What needs to be done — Tally every line of the material that includes "React", then give the tally and nothing else.

Input data —
• • • • •
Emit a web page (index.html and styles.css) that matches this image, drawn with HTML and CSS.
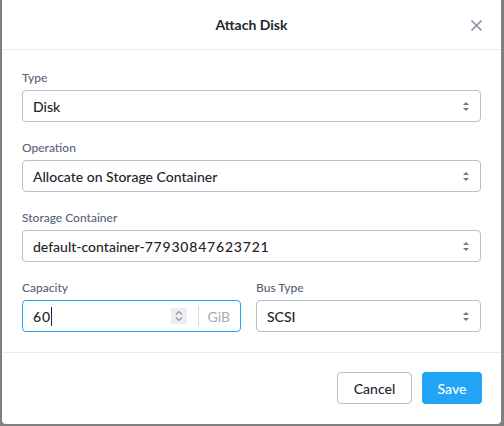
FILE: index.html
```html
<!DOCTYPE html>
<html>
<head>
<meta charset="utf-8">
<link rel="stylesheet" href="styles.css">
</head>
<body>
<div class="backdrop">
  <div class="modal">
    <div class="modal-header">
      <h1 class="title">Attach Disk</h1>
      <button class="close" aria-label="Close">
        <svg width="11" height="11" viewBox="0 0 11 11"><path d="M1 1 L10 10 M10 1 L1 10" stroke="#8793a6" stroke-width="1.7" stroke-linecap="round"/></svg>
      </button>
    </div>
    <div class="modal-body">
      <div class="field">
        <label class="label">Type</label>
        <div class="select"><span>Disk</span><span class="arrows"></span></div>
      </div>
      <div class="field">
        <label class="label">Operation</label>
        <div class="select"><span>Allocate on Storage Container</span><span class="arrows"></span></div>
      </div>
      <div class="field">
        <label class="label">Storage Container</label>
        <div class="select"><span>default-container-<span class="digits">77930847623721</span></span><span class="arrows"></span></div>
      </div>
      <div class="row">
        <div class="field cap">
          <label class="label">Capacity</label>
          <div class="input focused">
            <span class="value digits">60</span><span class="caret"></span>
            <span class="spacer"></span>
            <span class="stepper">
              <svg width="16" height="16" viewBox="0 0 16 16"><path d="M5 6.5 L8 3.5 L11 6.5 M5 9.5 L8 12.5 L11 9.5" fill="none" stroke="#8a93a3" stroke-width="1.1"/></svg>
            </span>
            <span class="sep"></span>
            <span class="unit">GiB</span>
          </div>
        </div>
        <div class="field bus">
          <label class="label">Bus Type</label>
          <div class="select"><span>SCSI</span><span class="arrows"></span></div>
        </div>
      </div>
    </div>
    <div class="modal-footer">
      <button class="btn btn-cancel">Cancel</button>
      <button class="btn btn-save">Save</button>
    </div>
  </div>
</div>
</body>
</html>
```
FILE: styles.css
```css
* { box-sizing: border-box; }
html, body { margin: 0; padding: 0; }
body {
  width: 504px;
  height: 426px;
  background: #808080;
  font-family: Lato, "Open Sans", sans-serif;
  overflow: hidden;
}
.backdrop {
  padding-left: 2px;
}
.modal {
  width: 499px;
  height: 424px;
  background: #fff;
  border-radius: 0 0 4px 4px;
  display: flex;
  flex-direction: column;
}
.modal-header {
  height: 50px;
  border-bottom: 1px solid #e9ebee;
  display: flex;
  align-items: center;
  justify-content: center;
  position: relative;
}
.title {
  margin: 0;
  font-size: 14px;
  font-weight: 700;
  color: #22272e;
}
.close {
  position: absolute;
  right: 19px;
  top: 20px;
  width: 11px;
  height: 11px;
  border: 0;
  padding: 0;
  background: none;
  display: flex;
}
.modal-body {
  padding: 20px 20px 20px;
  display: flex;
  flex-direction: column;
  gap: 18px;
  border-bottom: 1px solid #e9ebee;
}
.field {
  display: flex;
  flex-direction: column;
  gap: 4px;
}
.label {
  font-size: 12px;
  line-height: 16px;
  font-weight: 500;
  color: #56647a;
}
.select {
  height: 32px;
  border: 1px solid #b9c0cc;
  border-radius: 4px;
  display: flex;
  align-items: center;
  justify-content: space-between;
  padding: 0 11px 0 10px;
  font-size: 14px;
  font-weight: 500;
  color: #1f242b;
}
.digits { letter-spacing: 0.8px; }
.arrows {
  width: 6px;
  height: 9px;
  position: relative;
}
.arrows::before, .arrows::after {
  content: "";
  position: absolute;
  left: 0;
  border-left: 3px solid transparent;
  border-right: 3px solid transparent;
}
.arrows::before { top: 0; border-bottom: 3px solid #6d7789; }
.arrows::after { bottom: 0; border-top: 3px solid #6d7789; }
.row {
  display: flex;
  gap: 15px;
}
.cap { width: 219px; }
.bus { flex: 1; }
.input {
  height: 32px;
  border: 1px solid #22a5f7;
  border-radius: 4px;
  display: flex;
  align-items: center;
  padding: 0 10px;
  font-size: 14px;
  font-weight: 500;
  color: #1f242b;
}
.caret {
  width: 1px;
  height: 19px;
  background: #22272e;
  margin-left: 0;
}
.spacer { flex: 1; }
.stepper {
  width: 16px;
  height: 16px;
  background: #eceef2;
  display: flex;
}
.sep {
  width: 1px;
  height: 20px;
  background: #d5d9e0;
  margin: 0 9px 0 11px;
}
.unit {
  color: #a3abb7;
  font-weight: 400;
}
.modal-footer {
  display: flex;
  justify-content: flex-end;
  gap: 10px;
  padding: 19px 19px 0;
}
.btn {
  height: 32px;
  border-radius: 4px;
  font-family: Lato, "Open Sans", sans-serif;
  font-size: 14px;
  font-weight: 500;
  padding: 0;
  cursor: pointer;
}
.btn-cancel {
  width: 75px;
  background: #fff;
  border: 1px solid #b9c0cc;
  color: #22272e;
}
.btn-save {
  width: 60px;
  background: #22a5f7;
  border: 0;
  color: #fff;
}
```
• • • • •
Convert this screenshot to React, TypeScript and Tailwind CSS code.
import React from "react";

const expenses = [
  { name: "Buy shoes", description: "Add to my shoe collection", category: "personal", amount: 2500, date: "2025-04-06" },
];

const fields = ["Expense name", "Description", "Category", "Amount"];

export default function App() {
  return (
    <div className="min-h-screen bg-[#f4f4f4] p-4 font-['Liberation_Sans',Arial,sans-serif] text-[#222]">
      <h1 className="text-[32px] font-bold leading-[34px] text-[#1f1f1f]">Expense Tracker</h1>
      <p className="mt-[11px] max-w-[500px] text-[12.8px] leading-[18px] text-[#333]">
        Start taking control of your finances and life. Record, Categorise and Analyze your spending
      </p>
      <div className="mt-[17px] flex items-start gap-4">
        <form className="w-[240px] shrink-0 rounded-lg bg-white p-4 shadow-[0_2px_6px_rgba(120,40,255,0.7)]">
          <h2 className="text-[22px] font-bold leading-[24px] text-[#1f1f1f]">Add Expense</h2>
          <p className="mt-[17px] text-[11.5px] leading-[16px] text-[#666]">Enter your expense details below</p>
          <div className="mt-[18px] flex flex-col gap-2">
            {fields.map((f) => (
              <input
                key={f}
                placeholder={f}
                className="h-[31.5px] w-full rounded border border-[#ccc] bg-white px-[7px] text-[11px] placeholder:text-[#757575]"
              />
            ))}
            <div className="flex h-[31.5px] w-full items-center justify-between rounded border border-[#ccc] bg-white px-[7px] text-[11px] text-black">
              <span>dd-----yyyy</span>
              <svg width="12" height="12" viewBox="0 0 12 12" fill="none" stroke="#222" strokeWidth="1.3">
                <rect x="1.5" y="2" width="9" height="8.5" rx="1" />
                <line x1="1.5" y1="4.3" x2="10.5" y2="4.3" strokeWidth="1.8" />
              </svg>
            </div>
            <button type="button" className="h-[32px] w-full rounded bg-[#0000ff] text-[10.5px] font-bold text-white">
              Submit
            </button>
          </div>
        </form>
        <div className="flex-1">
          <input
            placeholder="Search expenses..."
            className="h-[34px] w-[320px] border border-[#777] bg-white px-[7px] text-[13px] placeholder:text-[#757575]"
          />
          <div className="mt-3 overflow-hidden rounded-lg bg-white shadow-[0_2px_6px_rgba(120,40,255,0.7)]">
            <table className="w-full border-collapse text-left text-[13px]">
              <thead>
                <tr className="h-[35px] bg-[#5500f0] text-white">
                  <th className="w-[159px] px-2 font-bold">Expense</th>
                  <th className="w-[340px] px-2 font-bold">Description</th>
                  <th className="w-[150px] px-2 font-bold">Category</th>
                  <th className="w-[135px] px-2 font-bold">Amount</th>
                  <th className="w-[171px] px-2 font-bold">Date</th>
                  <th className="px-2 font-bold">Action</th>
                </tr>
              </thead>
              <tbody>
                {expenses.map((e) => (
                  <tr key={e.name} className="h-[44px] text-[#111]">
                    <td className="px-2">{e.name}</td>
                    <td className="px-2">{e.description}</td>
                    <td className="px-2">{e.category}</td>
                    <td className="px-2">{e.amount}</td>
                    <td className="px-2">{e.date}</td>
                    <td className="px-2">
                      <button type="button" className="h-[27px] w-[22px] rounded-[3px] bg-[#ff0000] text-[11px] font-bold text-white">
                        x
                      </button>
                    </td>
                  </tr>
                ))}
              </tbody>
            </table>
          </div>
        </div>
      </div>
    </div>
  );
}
• • • • •
Written answer — 2